The Fourth World Water Forum will occur March 16-21 in Mexico City. Under the auspices of dialogue for better water stewardship amongst government agencies, government friendly NGOs, private companies and other institutions, forum participants will be discussing the increasingly scarce future of potable water and who has access to it. Essentially, 320 corporations, government agencies and international financial institutions like the World Bank will be negotiating the liberalization of public water markets to open them up for lucrative business ventures. The World Bank estimates the potential global water market at 10 billon 400 mil de millon pesos. ($140 billion?)

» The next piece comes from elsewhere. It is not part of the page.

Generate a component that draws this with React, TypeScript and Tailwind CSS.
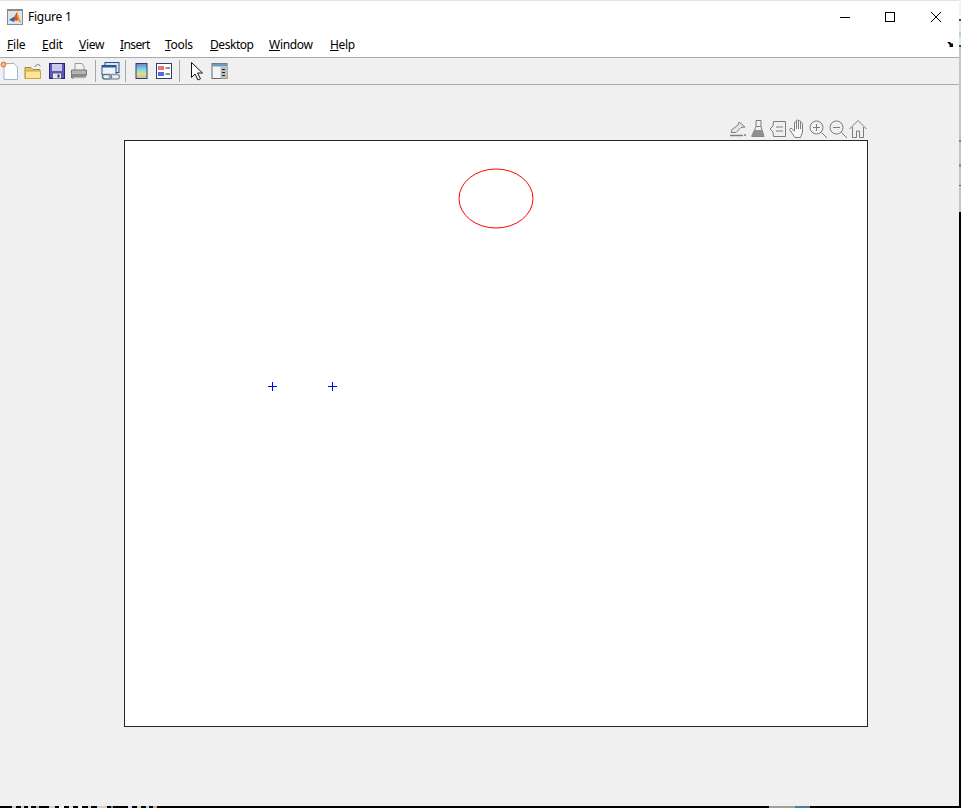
const menus: [string, string, string, string][] = [
  ["F", "ile", "w-[35px]", "tracking-[-0.2px]"],
  ["E", "dit", "w-[37px]", "tracking-[-0.2px]"],
  ["V", "iew", "w-[41px]", "tracking-[-0.3px]"],
  ["I", "nsert", "w-[45px]", "tracking-[-0.6px]"],
  ["T", "ools", "w-[45px]", "tracking-[-0.3px]"],
  ["D", "esktop", "w-[59px]", "tracking-[-0.45px]"],
  ["W", "indow", "w-[61px]", "tracking-[-0.3px]"],
  ["H", "elp", "w-[40px]", "tracking-[-0.3px]"],
];

const specks: [number, string][] = [
  [12, "bg-black"], [4, "bg-[#bcd4e8]"], [5, "bg-black"], [3, "bg-[#e8c9a0]"], [4, "bg-black"], [3, "bg-[#cfe0ef]"], [5, "bg-black"], [3, "bg-[#e0a070]"],
  [10, "bg-black"], [3, "bg-[#bcd4e8]"], [3, "bg-[#e8c9a0]"], [4, "bg-black"], [5, "bg-[#f0f0f0]"], [5, "bg-black"], [4, "bg-[#cfe0ef]"], [5, "bg-black"], [4, "bg-[#f0f0f0]"],
  [6, "bg-black"], [3, "bg-[#e8c9a0]"], [6, "bg-black"], [4, "bg-[#bcd4e8]"], [6, "bg-[#e8c9a0]"], [4, "bg-black"], [2, "bg-[#4a9ad0]"],
  [15, "bg-black"], [4, "bg-[#cfe0ef]"], [5, "bg-black"], [4, "bg-[#e8c9a0]"], [5, "bg-black"], [3, "bg-[#bcd4e8]"], [4, "bg-black"], [4, "bg-[#e0a070]"],
];

function Sep({ className = "mx-[4px]" }: { className?: string }) {
  return <div className={`w-px h-[22px] bg-[#a8a8a8] shrink-0 ${className}`} />;
}

function Tool({ children, w = "w-[23px]" }: { children: React.ReactNode; w?: string }) {
  return <svg viewBox="0 0 20 20" className={`${w} h-[20px] shrink-0`}>{children}</svg>;
}

function ToolbarIcons() {
  return (
    <div className="h-[26px] flex items-center bg-[#f0f0f0] border-b border-[#a9a9a9] box-content shrink-0">
      <Tool w="w-[20px]">
        <path d="M4 2.5h10l3.5 3.5v12.5H4z" fill="#fff" stroke="#9db4d4" />
        <circle cx="3.5" cy="3.5" r="2.4" fill="#f6b98a" stroke="#e0662c" />
      </Tool>
      <div className="w-[2px] shrink-0" />
      <Tool w="w-[22px]">
        <path d="M2 6.5h6l2 2h7v9H2z" fill="#e6c466" stroke="#a88a2c" />
        <path d="M2.5 10h15v7.5h-15z" fill="#fbe59a" stroke="#c8a53c" />
        <path d="M11.5 6l3-3 3 2" fill="none" stroke="#5f7fa6" />
      </Tool>
      <div className="w-[2px] shrink-0" />
      <Tool w="w-[22px]">
        <rect x="2.5" y="2.5" width="15" height="15" fill="#5a5ab8" stroke="#26266e" />
        <rect x="5" y="3" width="10" height="7" fill="#c9c9ea" />
        <rect x="6" y="12.5" width="8" height="5" fill="#e8e8e8" />
        <rect x="10.5" y="13.5" width="2" height="3" fill="#333" />
      </Tool>
      <Tool w="w-[22px]">
        <path d="M6 2.5h7l2 3v5H6z" fill="#f2f2f2" stroke="#9a9a9a" />
        <path d="M2.5 9h15v5l-2 3h-13z" fill="#b4b4b4" stroke="#777" />
        <path d="M3 13h14v3H3z" fill="#8a8a8a" />
        <path d="M5 16.5h11v1.5H5z" fill="#dedede" />
      </Tool>
      <Sep className="ml-[5px] mr-[4px]" />
      <Tool w="w-[21px]">
        <rect x="4.5" y="1.5" width="14" height="10" fill="#dbe6f5" stroke="#2a4f85" />
        <rect x="1.5" y="4.5" width="14" height="9" fill="#eef3fa" stroke="#2a4f85" />
        <rect x="1.5" y="4.5" width="14" height="2" fill="#2a5a9b" />
        <rect x="2" y="13.5" width="9" height="4.5" rx="2.2" fill="none" stroke="#64778c" strokeWidth="1.5" />
        <rect x="9" y="13.5" width="10" height="4.5" rx="2.2" fill="none" stroke="#8b9aaa" strokeWidth="1.5" />
      </Tool>
      <Sep />
      <Tool>
        <defs>
          <linearGradient id="cbar" x1="0" y1="0" x2="0" y2="1">
            <stop offset="0" stopColor="#6a80c8" />
            <stop offset="0.35" stopColor="#7fd0e0" />
            <stop offset="0.65" stopColor="#c8e8a0" />
            <stop offset="1" stopColor="#f4b090" />
          </linearGradient>
        </defs>
        <rect x="4.5" y="2.5" width="11" height="15" fill="url(#cbar)" stroke="#2a4170" />
      </Tool>
      <Tool w="w-[22px]">
        <rect x="2.5" y="2.5" width="15" height="15" fill="#fff" stroke="#2a4170" />
        <rect x="4" y="5" width="6" height="4" fill="#ee7070" />
        <rect x="4" y="11" width="6" height="4" fill="#5a66e0" />
        <path d="M11.5 7h4.5M11.5 13h4.5" stroke="#222" strokeWidth="1.2" />
      </Tool>
      <Sep className="ml-[4px] mr-[5px]" />
      <Tool>
        <path d="M5 1.5v15l3.5-3.5 3 6 2.5-1.2-3-5.8h5z" fill="#fff" stroke="#111" />
      </Tool>
      <Tool>
        <rect x="2.5" y="2.5" width="15" height="15" fill="#f4f4f4" stroke="#666" />
        <rect x="2.5" y="2.5" width="15" height="3" fill="#6f9cbc" />
        <rect x="11" y="5.5" width="6.5" height="12" fill="#bdbdbd" />
        <path d="M12.5 8.5h3M12.5 11.5h3M12.5 14.5h3" stroke="#222" />
      </Tool>
    </div>
  );
}

function AxesToolbar() {
  const s = "#7d7d7d";
  return (
    <div className="h-[20px] flex justify-end pr-[91px] shrink-0">
      <svg viewBox="0 0 20 20" className="w-[20px] h-[20px]">
        <path d="M3 13.5l1-3 6-4.5 1-3 6 5-4 .5-5 5z" fill="#e6e6e6" stroke={s} />
        <path d="M2 16.5h13M17 15v2" fill="none" stroke={s} strokeWidth="1.5" />
      </svg>
      <svg viewBox="0 0 20 20" className="w-[20px] h-[20px]">
        <path d="M8 1.5h5v6l3 10H4l4-10z M8 7.5h5" fill="#f0f0f0" stroke={s} />
        <path d="M6 11h8.5l1.5 6.5H3z" fill="#8f8f8f" />
      </svg>
      <svg viewBox="0 0 20 20" className="w-[20px] h-[20px]">
        <path d="M5.5 2.5h12v15h-12L5 13 2 10l3-3z M8 8h7M8 12h7" fill="none" stroke={s} />
      </svg>
      <svg viewBox="0 0 20 20" className="w-[20px] h-[20px]">
        <path d="M7 18.5l-5.5-8 1.5-1.5 3.5 3V4a1 1 0 012 0v6-8a1 1 0 012 0v8-7.5a1 1 0 012 0V10 4.5a1 1 0 012 0V13l-2 5.5z" fill="#f8f8f8" stroke={s} strokeLinejoin="round" />
      </svg>
      <svg viewBox="0 0 20 20" className="w-[20px] h-[20px]">
        <circle cx="8.5" cy="8.5" r="6.5" fill="none" stroke={s} />
        <path d="M5 8.5h7M8.5 5v7M13.5 13.5l5.5 5.5" fill="none" stroke={s} />
      </svg>
      <svg viewBox="0 0 20 20" className="w-[20px] h-[20px]">
        <circle cx="8.5" cy="8.5" r="6.5" fill="none" stroke={s} />
        <path d="M5 8.5h7M13.5 13.5l5.5 5.5" fill="none" stroke={s} />
      </svg>
      <svg viewBox="0 0 20 20" className="w-[20px] h-[20px]">
        <path d="M1.5 10l8.5-8.5 8.5 8.5M4.5 8v10.5h4v-6.5h3v6.5h4V8" fill="none" stroke={s} />
      </svg>
    </div>
  );
}

export default function App() {
  return (
    <div className="w-[961px] h-[808px] flex flex-col bg-black overflow-hidden font-['Noto_Sans',sans-serif] text-black">
      <div className="h-[806px] flex shrink-0">
        <div className="w-[959px] h-[806px] flex flex-col bg-[#f0f0f0] shrink-0">
          <div className="bg-white border-t-2 border-[#e4e4e4] box-content shrink-0 -mt-[1px]">
            <div className="h-[32px] flex items-center">
              <div className="ml-[7px] w-[16px] h-[16px] border border-[#8a8a8a] border-t-2 bg-[#dfe4ea] flex items-center justify-center">
                <svg viewBox="0 0 14 14" className="w-[14px] h-[14px]">
                  <path d="M1 9l3-2 2-1 3-5 4 11-3-3-2 1-2-2z" fill="#d9541e" />
                  <path d="M1 9l3-2 2-1 1 3-1 2z" fill="#2f6fb0" />
                  <path d="M9 1l4 11-3-3-1-4z" fill="#f4a82a" />
                </svg>
              </div>
              <span className="ml-[5px] text-[12px] leading-none tracking-[-0.25px] whitespace-nowrap">Figure 1</span>
              <div className="ml-auto flex items-center">
                <svg viewBox="0 0 45 32" className="w-[45px] h-[32px]"><path d="M11 16.5h10" stroke="#000" /></svg>
                <svg viewBox="0 0 46 32" className="w-[46px] h-[32px]"><rect x="11.5" y="11.5" width="9" height="9" fill="none" stroke="#000" /></svg>
                <svg viewBox="0 0 39 32" className="w-[39px] h-[32px]"><path d="M11 11l10 10M21 11L11 21" stroke="#000" /></svg>
              </div>
            </div>
            <div className="h-[24px] flex items-center pl-[7px] relative border-b border-[#a9a9a9] box-content">
              {menus.map(([k, rest, w, t]) => (
                <div key={k} className={`${w} ${t} shrink-0 text-[12px] leading-none whitespace-nowrap -mt-[1px]`}>
                  <span className="underline">{k}</span>
                  {rest}
                </div>
              ))}
              <svg viewBox="0 0 8 8" className="absolute right-[4px] top-[8px] w-[8px] h-[8px]">
                <path d="M0 1h3l2 2 1-1v4H2l1-1-1-2z" fill="#000" />
              </svg>
            </div>
          </div>
          <ToolbarIcons />
          <div className="flex-1 flex flex-col pt-[34px]">
            <AxesToolbar />
            <div className="ml-[124px] mt-[1px] w-[744px] h-[587px] bg-white border border-[#262626]">
              <svg viewBox="0 0 742 585" className="w-[742px] h-[585px] block">
                <ellipse cx="371" cy="57.5" rx="37" ry="29.5" fill="none" stroke="#ff0000" />
                <path d="M143 245.5h9M147.5 241v9M203 245.5h9M207.5 241v9" stroke="#0000ff" />
              </svg>
            </div>
          </div>
        </div>
        <div className="w-[2px] h-[806px] flex flex-col shrink-0">
          <div className="h-[212px] flex flex-col bg-[#c4c4c4] shrink-0">
            <div className="h-[19px] bg-[#f4f4f4]" />
            <div className="h-[2px] bg-[#1f4e79]" />
            <div className="h-[11px] bg-[#e8e8e8]" />
            <div className="h-[5px] bg-[#a8d8ee]" />
            <div className="h-[8px] bg-[#e8e8e8]" />
            <div className="h-[2px] bg-[#1f4e79]" />
            <div className="h-[93px]" />
            <div className="h-[2px] bg-[#808080]" />
            <div className="h-[22px]" />
            <div className="h-[3px] bg-[#909090]" />
            <div className="h-[18px]" />
            <div className="h-[1px] bg-[#606060]" />
          </div>
        </div>
      </div>
      <div className="h-[2px] flex shrink-0">
        {specks.map(([w, c], i) => (
          <div key={i} className={`h-[2px] shrink-0 ${c}`} style={{ width: w }} />
        ))}
        <div className="flex-1" />
        <div className="w-[26px] h-[2px] bg-[#a0a0a0] shrink-0" />
        <div className="w-[15px] h-[2px] bg-[#4d7a96] shrink-0" />
        <div className="w-[151px] shrink-0" />
      </div>
    </div>
  );
}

Currently, one billion people don’t have access to potable water and estimates suggest that by 2025, two thirds of the world’s population will be gravely impacted by water scarcity. In response to the forum, Mexican civil society is organizing a boycott against the forum and instead engaging in a week of resistance and education. The Coalition of Mexican Organizations for Water Rights formed in 2005 to demand the access of water as a guaranteed human right and its management in a democratic, sustainable, just and equal manner. This coalition is organizing the Latin American Water Tribunal and the International Forum in Defense of Water to be held in congruence to the world water forum. Various other events wil occur, including a people’s encampment in defense of water at Mexico City’s Monument of the Revolution, the public outreach center, el Espejo del Agua, in the city’s largest park, Bosque Chapultepec and a large mobilization against the forum on March 16.


Pointing to devastating experiences in Bolivia, England, Ghana and South Africa, anti-forum boycotters are saying that water privatization has endless negative affects. They say that it leads to a decrease in water quality, a loss of state jobs, indifference to community health and economic impacts with focus on pure profit, unsustainable management and drastic increases in water taxes.